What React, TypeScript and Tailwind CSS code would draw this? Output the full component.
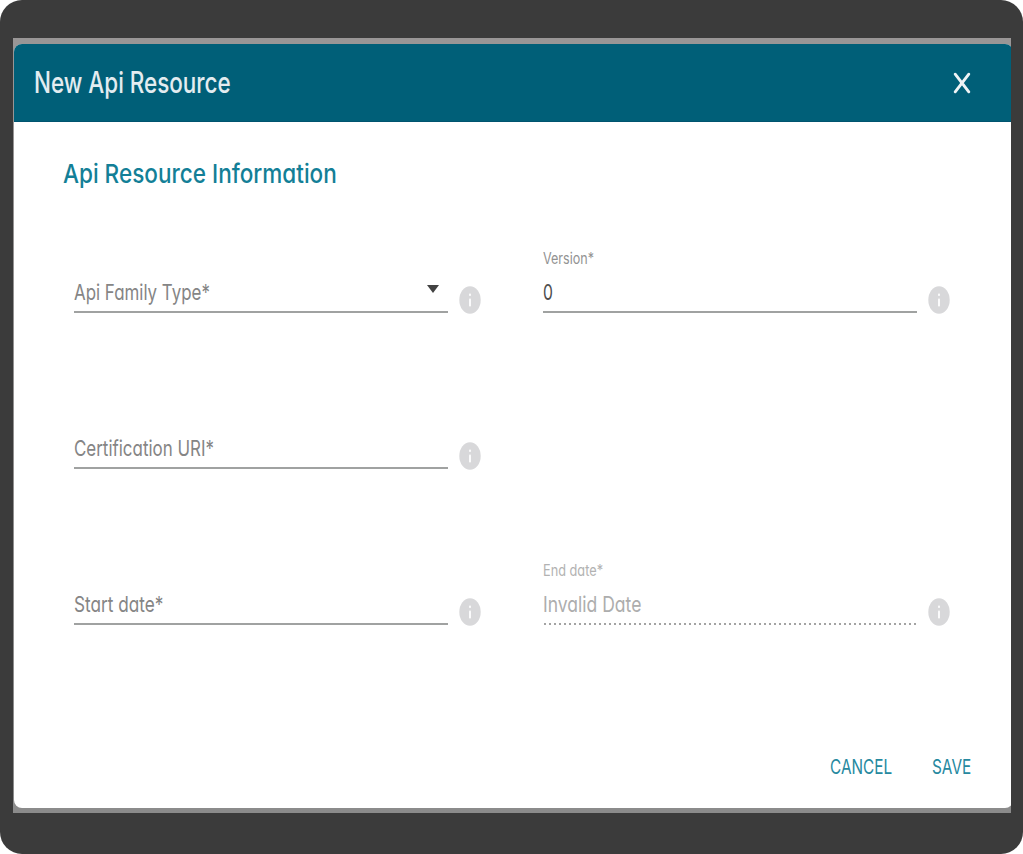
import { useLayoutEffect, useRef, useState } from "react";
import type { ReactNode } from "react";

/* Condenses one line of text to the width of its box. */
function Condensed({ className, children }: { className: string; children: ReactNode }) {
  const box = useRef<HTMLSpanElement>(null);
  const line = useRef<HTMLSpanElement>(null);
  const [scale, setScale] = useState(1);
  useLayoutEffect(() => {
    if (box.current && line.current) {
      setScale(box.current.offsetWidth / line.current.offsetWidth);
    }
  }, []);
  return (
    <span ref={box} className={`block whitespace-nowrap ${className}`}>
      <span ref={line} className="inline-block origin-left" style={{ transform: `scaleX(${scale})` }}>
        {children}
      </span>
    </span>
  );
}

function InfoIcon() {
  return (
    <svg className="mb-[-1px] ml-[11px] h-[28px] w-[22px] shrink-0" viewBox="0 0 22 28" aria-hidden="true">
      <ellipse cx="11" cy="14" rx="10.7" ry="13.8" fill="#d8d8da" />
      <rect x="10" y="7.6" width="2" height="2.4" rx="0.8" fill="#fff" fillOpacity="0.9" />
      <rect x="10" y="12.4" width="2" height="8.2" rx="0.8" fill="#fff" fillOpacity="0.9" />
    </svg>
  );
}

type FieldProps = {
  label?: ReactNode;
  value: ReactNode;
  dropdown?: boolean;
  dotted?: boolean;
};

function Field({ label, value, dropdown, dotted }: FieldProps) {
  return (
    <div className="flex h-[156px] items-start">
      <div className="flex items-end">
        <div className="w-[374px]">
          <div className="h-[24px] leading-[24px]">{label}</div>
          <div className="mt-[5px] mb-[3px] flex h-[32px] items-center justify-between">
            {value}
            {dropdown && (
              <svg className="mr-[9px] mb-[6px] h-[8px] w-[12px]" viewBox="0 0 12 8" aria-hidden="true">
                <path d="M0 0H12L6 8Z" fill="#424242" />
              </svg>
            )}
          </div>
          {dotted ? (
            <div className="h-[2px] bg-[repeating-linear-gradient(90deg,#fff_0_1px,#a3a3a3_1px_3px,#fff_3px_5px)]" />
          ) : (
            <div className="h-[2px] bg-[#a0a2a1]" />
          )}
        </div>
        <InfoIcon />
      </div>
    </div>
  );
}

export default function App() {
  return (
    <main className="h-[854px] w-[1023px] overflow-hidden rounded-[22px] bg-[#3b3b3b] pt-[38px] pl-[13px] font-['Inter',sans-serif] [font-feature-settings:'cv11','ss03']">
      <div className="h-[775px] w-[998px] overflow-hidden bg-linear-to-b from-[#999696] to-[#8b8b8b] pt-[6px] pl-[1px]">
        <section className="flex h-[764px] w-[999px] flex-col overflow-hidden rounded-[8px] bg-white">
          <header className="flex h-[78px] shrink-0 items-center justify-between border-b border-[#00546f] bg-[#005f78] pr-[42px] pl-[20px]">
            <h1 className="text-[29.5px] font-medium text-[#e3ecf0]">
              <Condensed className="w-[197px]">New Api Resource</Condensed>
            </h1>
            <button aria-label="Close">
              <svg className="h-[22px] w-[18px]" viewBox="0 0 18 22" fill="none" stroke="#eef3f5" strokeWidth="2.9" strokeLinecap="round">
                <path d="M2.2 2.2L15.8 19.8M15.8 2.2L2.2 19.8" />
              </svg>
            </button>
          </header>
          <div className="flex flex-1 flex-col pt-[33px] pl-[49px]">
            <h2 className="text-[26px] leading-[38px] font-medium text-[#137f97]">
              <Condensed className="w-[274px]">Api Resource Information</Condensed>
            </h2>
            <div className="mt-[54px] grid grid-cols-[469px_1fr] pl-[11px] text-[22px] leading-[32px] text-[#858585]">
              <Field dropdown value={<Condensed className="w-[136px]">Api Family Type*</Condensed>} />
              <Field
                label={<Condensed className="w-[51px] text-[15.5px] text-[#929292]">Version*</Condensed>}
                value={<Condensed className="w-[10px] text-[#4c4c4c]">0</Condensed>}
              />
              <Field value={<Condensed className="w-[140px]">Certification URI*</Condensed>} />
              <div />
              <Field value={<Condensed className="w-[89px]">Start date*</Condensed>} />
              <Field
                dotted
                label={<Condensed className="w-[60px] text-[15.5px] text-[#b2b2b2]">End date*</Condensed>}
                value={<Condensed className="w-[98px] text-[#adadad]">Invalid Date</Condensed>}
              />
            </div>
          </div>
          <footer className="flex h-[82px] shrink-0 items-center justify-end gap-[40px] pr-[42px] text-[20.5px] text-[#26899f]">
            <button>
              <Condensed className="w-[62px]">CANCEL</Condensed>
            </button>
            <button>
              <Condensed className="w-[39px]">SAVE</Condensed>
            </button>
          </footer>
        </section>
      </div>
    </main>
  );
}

##########

### What is asked:
The data should be printed again unchanged; leave its pictures out.

### Solved exercise:
What React, TypeScript and Tailwind CSS code would draw this? Output the full component.
import { useLayoutEffect, useRef, useState } from "react";
import type { ReactNode } from "react";

/* Condenses one line of text to the width of its box. */
function Condensed({ className, children }: { className: string; children: ReactNode }) {
  const box = useRef<HTMLSpanElement>(null);
  const line = useRef<HTMLSpanElement>(null);
  const [scale, setScale] = useState(1);
  useLayoutEffect(() => {
    if (box.current && line.current) {
      setScale(box.current.offsetWidth / line.current.offsetWidth);
    }
  }, []);
  return (
    <span ref={box} className={`block whitespace-nowrap ${className}`}>
      <span ref={line} className="inline-block origin-left" style={{ transform: `scaleX(${scale})` }}>
        {children}
      </span>
    </span>
  );
}

function InfoIcon() {
  return (
    <svg className="mb-[-1px] ml-[11px] h-[28px] w-[22px] shrink-0" viewBox="0 0 22 28" aria-hidden="true">
      <ellipse cx="11" cy="14" rx="10.7" ry="13.8" fill="#d8d8da" />
      <rect x="10" y="7.6" width="2" height="2.4" rx="0.8" fill="#fff" fillOpacity="0.9" />
      <rect x="10" y="12.4" width="2" height="8.2" rx="0.8" fill="#fff" fillOpacity="0.9" />
    </svg>
  );
}

type FieldProps = {
  label?: ReactNode;
  value: ReactNode;
  dropdown?: boolean;
  dotted?: boolean;
};

function Field({ label, value, dropdown, dotted }: FieldProps) {
  return (
    <div className="flex h-[156px] items-start">
      <div className="flex items-end">
        <div className="w-[374px]">
          <div className="h-[24px] leading-[24px]">{label}</div>
          <div className="mt-[5px] mb-[3px] flex h-[32px] items-center justify-between">
            {value}
            {dropdown && (
              <svg className="mr-[9px] mb-[6px] h-[8px] w-[12px]" viewBox="0 0 12 8" aria-hidden="true">
                <path d="M0 0H12L6 8Z" fill="#424242" />
              </svg>
            )}
          </div>
          {dotted ? (
            <div className="h-[2px] bg-[repeating-linear-gradient(90deg,#fff_0_1px,#a3a3a3_1px_3px,#fff_3px_5px)]" />
          ) : (
            <div className="h-[2px] bg-[#a0a2a1]" />
          )}
        </div>
        <InfoIcon />
      </div>
    </div>
  );
}

export default function App() {
  return (
    <main className="h-[854px] w-[1023px] overflow-hidden rounded-[22px] bg-[#3b3b3b] pt-[38px] pl-[13px] font-['Inter',sans-serif] [font-feature-settings:'cv11','ss03']">
      <div className="h-[775px] w-[998px] overflow-hidden bg-linear-to-b from-[#999696] to-[#8b8b8b] pt-[6px] pl-[1px]">
        <section className="flex h-[764px] w-[999px] flex-col overflow-hidden rounded-[8px] bg-white">
          <header className="flex h-[78px] shrink-0 items-center justify-between border-b border-[#00546f] bg-[#005f78] pr-[42px] pl-[20px]">
            <h1 className="text-[29.5px] font-medium text-[#e3ecf0]">
              <Condensed className="w-[197px]">New Api Resource</Condensed>
            </h1>
            <button aria-label="Close">
              <svg className="h-[22px] w-[18px]" viewBox="0 0 18 22" fill="none" stroke="#eef3f5" strokeWidth="2.9" strokeLinecap="round">
                <path d="M2.2 2.2L15.8 19.8M15.8 2.2L2.2 19.8" />
              </svg>
            </button>
          </header>
          <div className="flex flex-1 flex-col pt-[33px] pl-[49px]">
            <h2 className="text-[26px] leading-[38px] font-medium text-[#137f97]">
              <Condensed className="w-[274px]">Api Resource Information</Condensed>
            </h2>
            <div className="mt-[54px] grid grid-cols-[469px_1fr] pl-[11px] text-[22px] leading-[32px] text-[#858585]">
              <Field dropdown value={<Condensed className="w-[136px]">Api Family Type*</Condensed>} />
              <Field
                label={<Condensed className="w-[51px] text-[15.5px] text-[#929292]">Version*</Condensed>}
                value={<Condensed className="w-[10px] text-[#4c4c4c]">0</Condensed>}
              />
              <Field value={<Condensed className="w-[140px]">Certification URI*</Condensed>} />
              <div />
              <Field value={<Condensed className="w-[89px]">Start date*</Condensed>} />
              <Field
                dotted
                label={<Condensed className="w-[60px] text-[15.5px] text-[#b2b2b2]">End date*</Condensed>}
                value={<Condensed className="w-[98px] text-[#adadad]">Invalid Date</Condensed>}
              />
            </div>
          </div>
          <footer className="flex h-[82px] shrink-0 items-center justify-end gap-[40px] pr-[42px] text-[20.5px] text-[#26899f]">
            <button>
              <Condensed className="w-[62px]">CANCEL</Condensed>
            </button>
            <button>
              <Condensed className="w-[39px]">SAVE</Condensed>
            </button>
          </footer>
        </section>
      </div>
    </main>
  );
}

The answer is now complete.